Voters Throwing Out Pols Who Work Across Party Lines, Stephanopoulos Frets

May 17th, 2010 8:36 PM

After ABC's Jonathan Karl painted Senator Arlen Specter's (D-R-D-PA) troubles as emblematic of how “the national anti-incumbent wave has hit Pennsylvania” (complete with a matching full screen graphic), George Stephanopoulos fretted on World News about how voters say “they want the parties to work together, yet they seem to be most against now the Senators, the incumbents, who did work across party lines.”

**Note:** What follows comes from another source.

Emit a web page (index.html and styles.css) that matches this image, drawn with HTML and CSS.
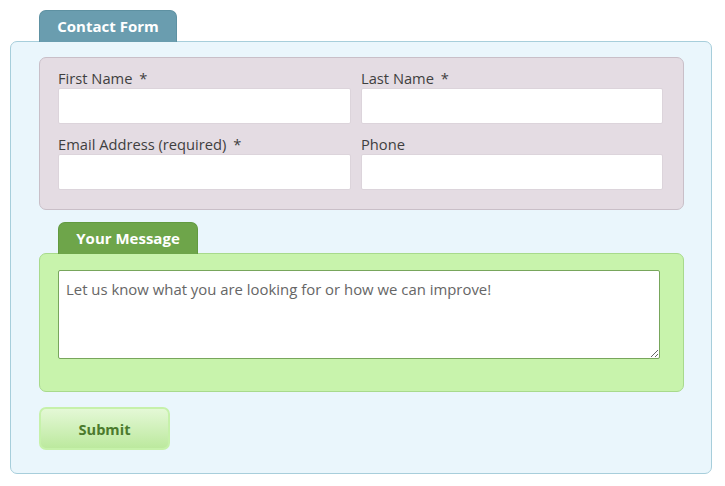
FILE: index.html
```html
<!DOCTYPE html>
<html>
<head>
<meta charset="utf-8">
<link rel="stylesheet" href="styles.css">
</head>
<body>
<div class="form-wrap">
  <div class="tab tab-blue">Contact Form</div>
  <div class="panel">
    <div class="fields">
      <div class="field">
        <label class="label">First Name <span class="req">*</span></label>
        <input class="input" type="text">
      </div>
      <div class="field">
        <label class="label">Last Name <span class="req">*</span></label>
        <input class="input" type="text">
      </div>
      <div class="field">
        <label class="label">Email Address (required) <span class="req">*</span></label>
        <input class="input" type="text">
      </div>
      <div class="field">
        <label class="label">Phone</label>
        <input class="input" type="text">
      </div>
    </div>
    <div class="tab tab-green">Your Message</div>
    <div class="message-box">
      <textarea class="textarea">Let us know what you are looking for or how we can improve!</textarea>
    </div>
    <button class="submit" type="button">Submit</button>
  </div>
</div>
</body>
</html>
```
FILE: styles.css
```css
* { box-sizing: border-box; }
body {
  margin: 0;
  background: #ffffff;
  font-family: "Open Sans", "Noto Sans", sans-serif;
  color: #444;
}
.form-wrap {
  margin: 10px 0 0 10px;
  width: 702px;
}
.tab {
  height: 32px;
  border-radius: 7px 7px 0 0;
  color: #ffffff;
  font-weight: 700;
  font-size: 15px;
  line-height: 31px;
  text-align: center;
  position: relative;
  z-index: 1;
  margin-bottom: -1px;
}
.tab-blue {
  width: 138px;
  margin-left: 29px;
  background: #6a9daf;
  border: 1px solid #5e91a2;
  border-bottom: none;
}
.tab-green {
  width: 140px;
  margin-left: 19px;
  margin-top: 12px;
  background: #6ea54a;
  border: 1px solid #629a40;
  border-bottom: none;
}
.panel {
  background: #eaf6fc;
  border: 1px solid #a7cedb;
  border-radius: 7px;
  padding: 15px 27px 23px 28px;
}
.fields {
  background: #e4dce3;
  border: 1px solid #c9bfc8;
  border-radius: 7px;
  padding: 10px 20px 19px 18px;
  display: grid;
  grid-template-columns: 293px 1fr;
  column-gap: 10px;
  row-gap: 10px;
}
.field {
  display: flex;
  flex-direction: column;
}
.label {
  font-size: 14.7px;
  line-height: 20px;
  color: #3f3f3f;
}
.req { margin-left: 3px; }
.input {
  height: 36px;
  border: 1px solid #dcd4db;
  border-radius: 2px;
  background: #ffffff;
  margin: 0;
}
.message-box {
  background: #c8f3ac;
  border: 1px solid #a8da8c;
  border-radius: 7px;
  padding: 16px 22px 32px 18px;
}
.textarea {
  display: block;
  width: 602px;
  height: 89px;
  margin: 0;
  border: 1px solid #78a65c;
  border-radius: 2px;
  background: #ffffff;
  font-family: "Open Sans", "Noto Sans", sans-serif;
  font-size: 14.9px;
  line-height: 20px;
  color: #666;
  padding: 8px 7px;
  resize: vertical;
}
.submit {
  display: block;
  margin-top: 15px;
  width: 131px;
  height: 43px;
  border: 2px solid #c6f1aa;
  border-radius: 7px;
  background: linear-gradient(to bottom, #e4f8d6 0%, #bce99e 100%);
  font-family: "Open Sans", "Noto Sans", sans-serif;
  font-weight: 700;
  font-size: 14.6px;
  color: #4b7a2d;
  cursor: pointer;
  padding: 0;
}
```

He cited the single incumbent who has lost – “Bob Bennett in Utah worked with a Democrat on health care” – then raised Specter, touting how “he's been in both parties,” as if that's something noble, before naming “Blanche Lincoln, down in Arkansas, a centrist Democrat. She's in a lot of trouble tonight.” Here's a possibility: Those upset by pro-big government politicians and insider coziness bailing out their donors are out voting and are not the same people who incessantly yap about “bi-partisanship.”

ABC stumbled into that as anchor Diane Sawyer marveled: “And the driving center of this, is the bailout?” Stephanopoulos confirmed: “The biggest issue by far is the bailouts. That's what's fueling so much voter anger out there.”

(On Sunday's World News, in an interview recorded during a Senate subway ride with Bennett, Karl cued up the outgoing Senator to denounce the Tea Party activists:

Is there a risk though that this movement, the movement which targeted you for defeat, is going to push the Republican Party in such a direction that it's just not going to be electable?)

From the Monday, May 17 ABC World News, starting where Sawyer crediting Stephanopoulos for catching a supposed irony:

DIANE SAWYER: You were telling me an interesting, ironic turn of events – that everybody said that they wanted compromise, they wanted collegiality.

GEORGE STEPHANOPOULOS: They want the parties to work together, yet they seem to be most against now the Senators, the incumbents, who did work across party lines. Bob Bennett in Utah worked with a Democrat on health care, loses the primary in the Republican Party. Arlen Specter, the ultimate ID, he's been on both, he's been in both parties. He's worked. He's been an independent. Blanche Lincoln, down in Arkansas, a centrist Democrat. She's in a lot of trouble tonight.

SAWYER: And the driving center of this, is the bailout?

STEPHANOPOULOS: The biggest issue by far is the bailouts. That's what's fueling so much voter anger out there. They see politicians taking care of the powerful, taking care of the insiders. They're saying “what are they doing for us?”